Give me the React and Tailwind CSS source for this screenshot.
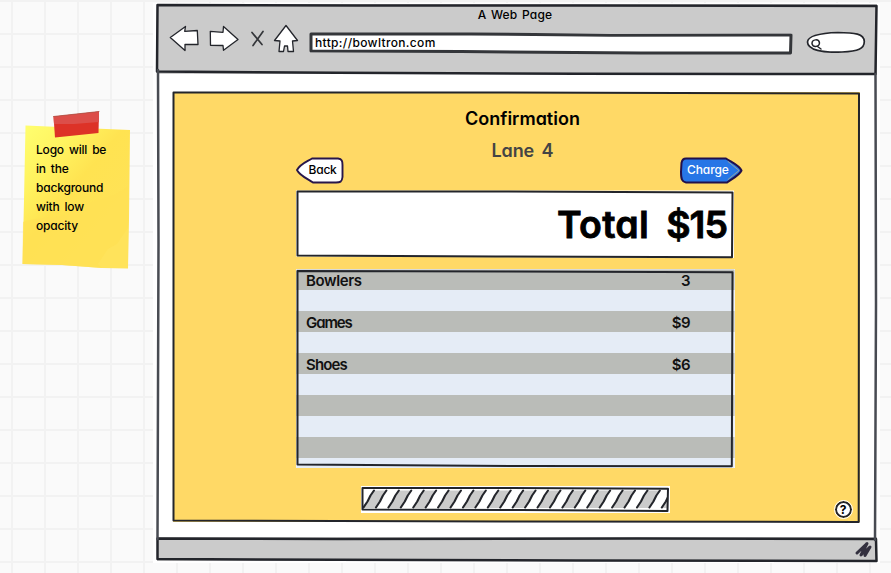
import React from "react";

const INK = "#23252b";

// Hand-drawn outline stretched over its box; coordinates are local pixels.
function Sketch({ w, h, children, className = "" }) {
  return (
    <svg
      className={`pointer-events-none absolute left-0 top-0 overflow-visible ${className}`}
      width={w}
      height={h}
      viewBox={`0 0 ${w} ${h}`}
      fill="none"
      stroke={INK}
      strokeLinejoin="round"
      strokeLinecap="round"
    >
      {children}
    </svg>
  );
}

function StickyNote() {
  return (
    <div className="relative ml-[22px] mt-[110px] h-[160px] w-[110px]">
      <Sketch w={110} h={160}>
        <defs>
          <linearGradient id="note" x1="0" y1="0" x2="0.7" y2="0.8">
            <stop offset="0" stopColor="#ffff70" />
            <stop offset="0.35" stopColor="#fff25e" />
            <stop offset="0.6" stopColor="#ffe351" />
            <stop offset="1" stopColor="#ffe257" />
          </linearGradient>
        </defs>
        <g stroke="none">
          <path d="M3.5 15.5L60 18L108 20L107 110L106 158.5L80 158L40 155L0.5 154L2 90Z" fill="url(#note)" />
          <path d="M1 112C18 105 40 112 62 96C76 87 90 90 106 76L106 158L80 158L40 155L0.5 154Z" fill="#ffe055" opacity="0.65" />
          <path d="M76 154L86 139L95 134L106 118L106 158L80 158Z" fill="#ffe968" opacity="0.35" />
          <path d="M31.5 6.5L77 1.5L76.5 23L33 27.5Z" fill="#dd3227" />
          <path d="M31.5 6.5L77 1.5L77 12L52 14L32 14Z" fill="#dc4e49" />
        </g>
        <path d="M31.5 6.5L77 1.5" stroke="#ad5346" strokeWidth="0.8" />
      </Sketch>
      <p className="relative whitespace-pre pl-[14px] pt-[30px] text-[12px] font-medium leading-[19px] tracking-[-0.2px] [word-spacing:2px]">
        {"Logo will be\nin the\nbackground\nwith low\nopacity"}
      </p>
    </div>
  );
}

function NavIcons() {
  return (
    <svg width="132" height="32" viewBox="168 23 132 32" fill="#fff" stroke={INK} strokeWidth="1.3" strokeLinejoin="round" strokeLinecap="round">
      <path d="M170.3 37.5L185.5 26.5L184.7 31.3L197.3 30.5L198 44.5L185 44.3L185 50.5Z" />
      <path d="M210.3 31.3L223 32.3L223.5 26.5L238 39.5L223.5 50.3L223 45.5L210.5 45.3Z" />
      <path d="M252 32.5L262 44.5M263 31.5L253 45.5" fill="none" stroke="#34363a" strokeWidth="1.7" />
      <path d="M286 25.5L297.5 40.5L292.5 41L293.5 51.5L288 51.5L287.5 46L284.5 46L283.5 51.5L279 51.5L280 41L274.5 40.5Z" />
    </svg>
  );
}

function Toolbar() {
  return (
    <header className="relative h-[70px] w-[720px] bg-[#cbcbcb]">
      <h1 className="pr-[4px] pt-[3px] text-center text-[12px] font-medium leading-[16px] tracking-[0.2px] [word-spacing:1.2px]">A Web Page</h1>
      <div className="flex items-start">
        <div className="ml-[11px]">
          <NavIcons />
        </div>
        <div className="relative ml-[11px] mt-[10px] h-[20px] w-[481px] bg-white">
          <Sketch w={481} h={20}>
            <path d="M0 1L160 1L300 2.2L480 2L479.5 20L330 20L150 18.5L0 18Z" strokeWidth="3" stroke="#34363a" />
          </Sketch>
          <span className="relative block pl-[4px] pt-[2px] text-[12px] font-medium leading-[15px] tracking-[0.35px]">http://bowltron.com</span>
        </div>
        <svg className="ml-[14px] mt-[8px]" width="60" height="22" viewBox="806 31 60 22" fill="#fff" stroke={INK} strokeWidth="1.7" strokeLinecap="round">
          <path d="M807.5 42C808 35 822 33 838 32.5C855 32.5 864 34 864.3 41.5C864.3 49 858 51 842 52C823 53 807.5 50 807.5 42Z" />
          <path d="M812 43.5C812 39 819 38.5 819.5 43C819 47.5 812.5 47.5 812 43.5ZM817.5 46.5L821 49" strokeWidth="1.5" />
        </svg>
      </div>
      <Sketch w={720} h={70}>
        <path d="M0.5 1L200 1.5L420 1.5L719.5 2L718.5 70L420 69.7L180 68.8L0 67.5Z" strokeWidth="2.5" />
      </Sketch>
    </header>
  );
}

function BackButton() {
  return (
    <button className="relative h-[27px] w-[48px] pl-[12.5px] text-left text-[12px] font-medium leading-[25px] tracking-[-0.2px]">
      <Sketch w={48} h={27}>
        <path d="M1 13C4 7 10 5 16 1.5L42 1.5C46 2 46.5 4 46.5 8L46.5 20C46 25 44 25.5 40 25.5L17 25.5C12 22 4 19 1 13Z" fill="#fff" stroke="#28164a" strokeWidth="1.9" />
      </Sketch>
      <span className="relative -top-px">Back</span>
    </button>
  );
}

function ChargeButton() {
  return (
    <button className="relative h-[27px] w-[63px] pl-[7px] text-left text-[12px] font-medium leading-[25px] tracking-[-0.1px] text-white">
      <Sketch w={63} h={27}>
        <path d="M6 1.5L46 1.5C51 5 59 8 61.5 13.5C59 19 51 22 47 25.5L6 25.5C2 25 1 22 1 15L1.5 6C2 3 3 1.5 6 1.5Z" fill="#2776e6" stroke="#21104b" strokeWidth="2" />
        <path d="M48 4.5L59 13.5L48 22.5" stroke="#c8b67d" strokeWidth="0.7" />
      </Sketch>
      <span className="relative -top-px">Charge</span>
    </button>
  );
}

const rows = [
  ["Bowlers", "3"],
  null,
  ["Games", "$9"],
  null,
  ["Shoes", "$6"],
  null,
  null,
  null,
  null,
  null,
];

function OrderTable() {
  return (
    <div className="relative mt-[11px] h-[199px] w-[439px] overflow-hidden">
      {rows.map((row, i) => (
        <div key={i} className="flex h-[21px] justify-between pl-[10px] pr-[45px] pt-[2px] text-[15px] font-semibold leading-[20px] text-[#111] odd:bg-[#babcb8] even:bg-[#e5ecf6]">
          {row && <span className={i === 0 ? "tracking-[-0.4px]" : i === 2 ? "tracking-[-1.1px]" : "tracking-[-0.85px]"}>{row[0]}</span>}
          {row && <span className="tracking-[-0.5px]">{row[1]}</span>}
        </div>
      ))}
      <Sketch w={439} h={199}>
        <path d="M0.5 0L0.5 198M438.5 0L438.5 199M0 0.5L439 0.5" stroke="#fff" opacity="0.45" strokeWidth="1" />
        <path d="M1.5 2L210 2.5L436.5 3.3L435.8 197.2L230 197L1.5 195.5Z" strokeWidth="2" />
      </Sketch>
    </div>
  );
}

function ProgressBar() {
  const slashes = Array.from({ length: 25 }, (_, i) => 2.5 + i * 12.43);
  return (
    <div className="relative ml-[65px] mt-[18px] h-[27px] w-[309px] overflow-hidden bg-white">
      <Sketch w={309} h={27}>
        <defs>
          <clipPath id="bar"><path d="M2 3H307V24H2Z" /></clipPath>
        </defs>
        <g clipPath="url(#bar)">
          {slashes.map((x, i) => (
            <g key={i}>
              {i % 2 === 0 && <path d={`M${x} 22L${x + 11} 4.5H${x + 22.5}L${x + 12} 22Z`} fill="#cbcbcb" stroke="none" />}
              <path d={`M${x} 21.5L${x + 4} 15.5L${x + 7} 9.5L${x + 10.5} 4.5`} strokeWidth="2.1" />
            </g>
          ))}
        </g>
        <path d="M1.5 2L150 2L307 2.8L306.5 25L160 24L1.5 23.5Z" strokeWidth="2" />
      </Sketch>
    </div>
  );
}

function Panel() {
  return (
    <main className="relative ml-[16px] mt-[18px] h-[430px] w-[687px] bg-[#ffd966]">
      <Sketch w={687} h={430}>
        <path d="M0.5 0.5L300 0.5L686 1.5L685.7 430L330 429.5L0.5 428.5Z" strokeWidth="2" />
      </Sketch>
      <div className="ml-[123px] w-[439px]">
        <h2 className="pl-[14px] pt-[14px] text-center text-[18px] font-semibold leading-[26px]">Confirmation</h2>
        <h3 className="pl-[14px] pt-[6px] text-center text-[18px] font-semibold leading-[26px] tracking-[-0.1px] text-[#444] [word-spacing:3px]">Lane 4</h3>
        <div className="-mt-[8px] flex items-end justify-between">
          <BackButton />
          <div className="-mr-[8px] pt-[1px]"><ChargeButton /></div>
        </div>
        <div className="relative mt-[6px] h-[68px] w-[438px]">
          <Sketch w={438} h={68}>
            <path d="M0 0.5L438 0.5L438 68L0 66.5Z" fill="#fff" stroke="none" />
            <path d="M1.5 1.5L200 1.5L436.5 2.5L436 67.2L200 66.5L1.5 65.5Z" strokeWidth="2" />
          </Sketch>
          <div className="relative flex justify-end gap-[17px] pr-[7px] pt-px text-[37.5px] font-semibold leading-[67px] [-webkit-text-stroke:0.8px_black]">
            <span className="tracking-[0.3px]">Total</span>
            <span className="tracking-[-1px]">$15</span>
          </div>
        </div>
        <OrderTable />
        <ProgressBar />
      </div>
      <button className="absolute left-[661.5px] top-[409px] flex size-[17px] items-center justify-center rounded-full border-2 border-[#23252b] bg-white text-[12px] font-bold leading-none outline outline-1 outline-white">
        ?
      </button>
    </main>
  );
}

function StatusBar() {
  return (
    <footer className="relative mt-[15px] h-[24px] w-[720px] bg-[#cbcbcb]">
      <Sketch w={720} h={24}>
        <path d="M0.5 1.5L180 2L480 1.5L719 2L719.5 24L420 23.5L180 22.8L0.5 22Z" strokeWidth="2.5" />
        <path d="M700 16L710 6.5L704 18L713 10L708 18.5" stroke="#33303f" strokeWidth="3" />
      </Sketch>
    </footer>
  );
}

export default function App() {
  return (
    <div className="flex h-[573px] w-[891px] overflow-hidden bg-[#fafafa] bg-[linear-gradient(to_right,#f2f2f2_2px,transparent_2px),linear-gradient(to_bottom,#f2f2f2_2px,transparent_2px)] bg-[length:33px_33px] bg-[position:11px_0] font-['Inter','Liberation_Sans',sans-serif] text-black [font-feature-settings:'cv11','ss03']">
      <aside className="w-[153px] shrink-0">
        <StickyNote />
      </aside>
      <div className="mt-[3px] h-[560px] w-[727px] shrink-0 bg-white pl-[4px] pt-[1px]">
        <div className="relative w-[720px]">
          <Toolbar />
          <Panel />
          <StatusBar />
          <Sketch w={720} h={557}>
            <path d="M1 66L1.5 240L0.5 535M718.5 70L719 300L718 536" strokeWidth="2.5" stroke="#484b52" />
          </Sketch>
        </div>
      </div>
    </div>
  );
}
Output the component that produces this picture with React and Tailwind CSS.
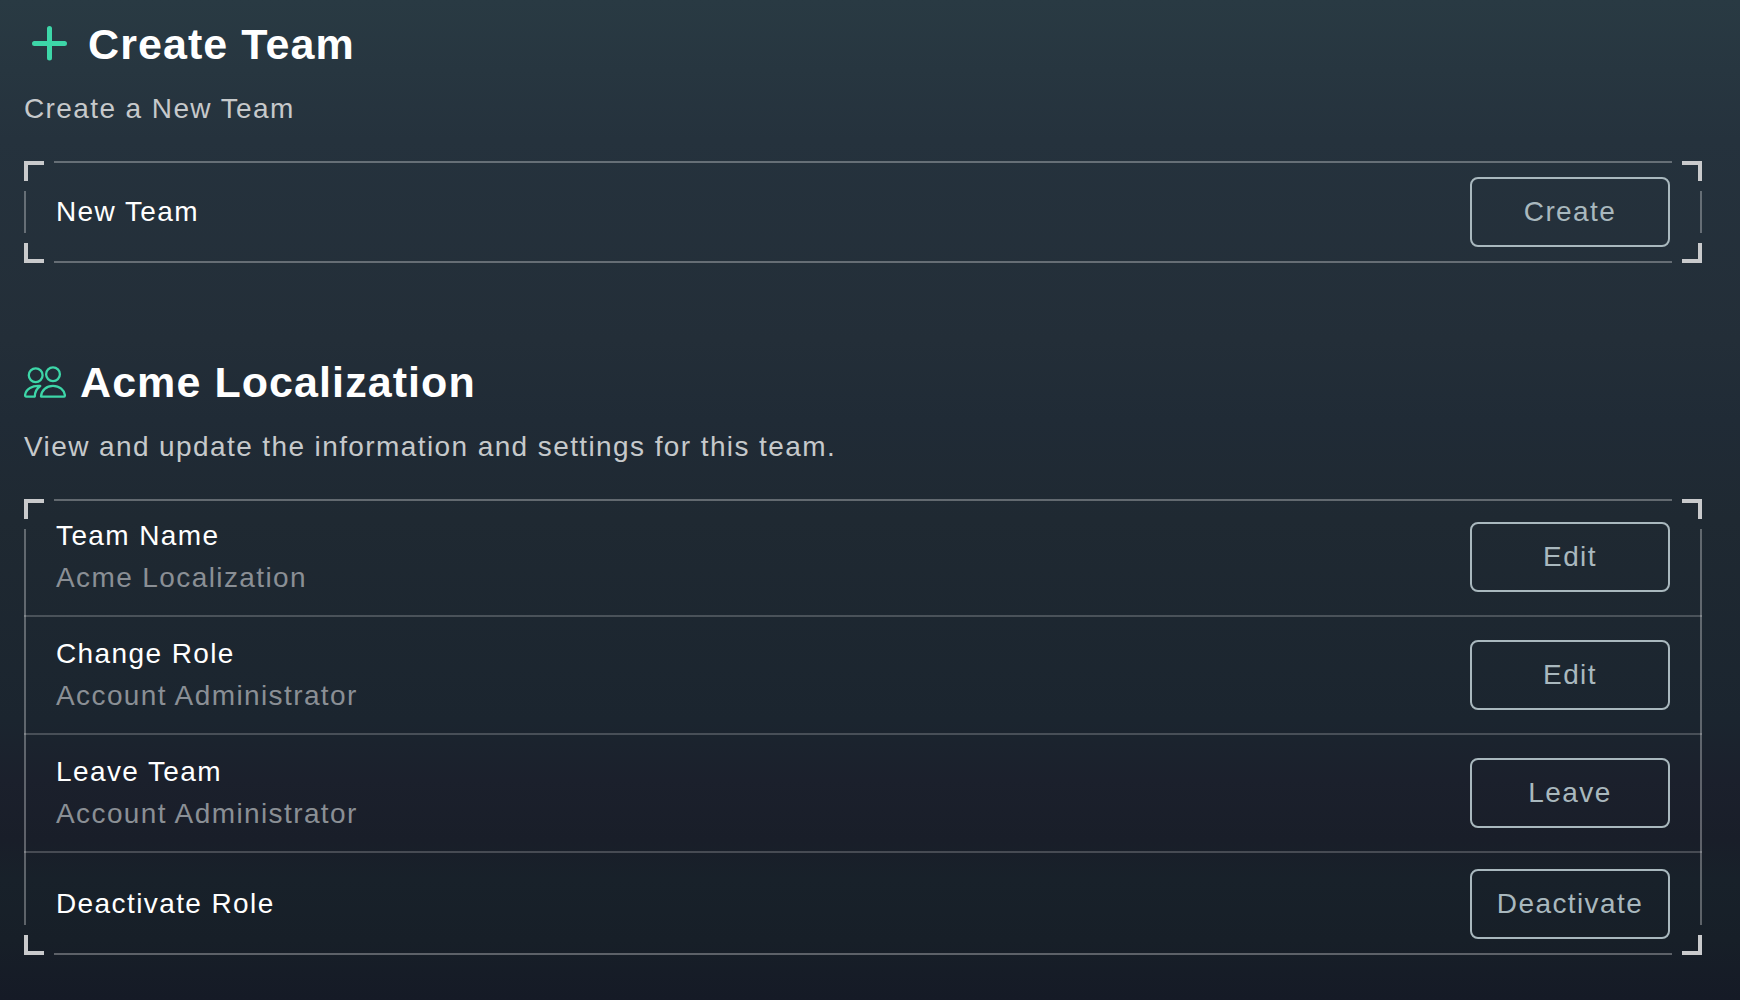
━━━━
Write out every line of the data that holds the word "React".

Give me the React and Tailwind CSS source for this screenshot.
import React from "react";
Output the component that produces this picture with React and Tailwind CSS.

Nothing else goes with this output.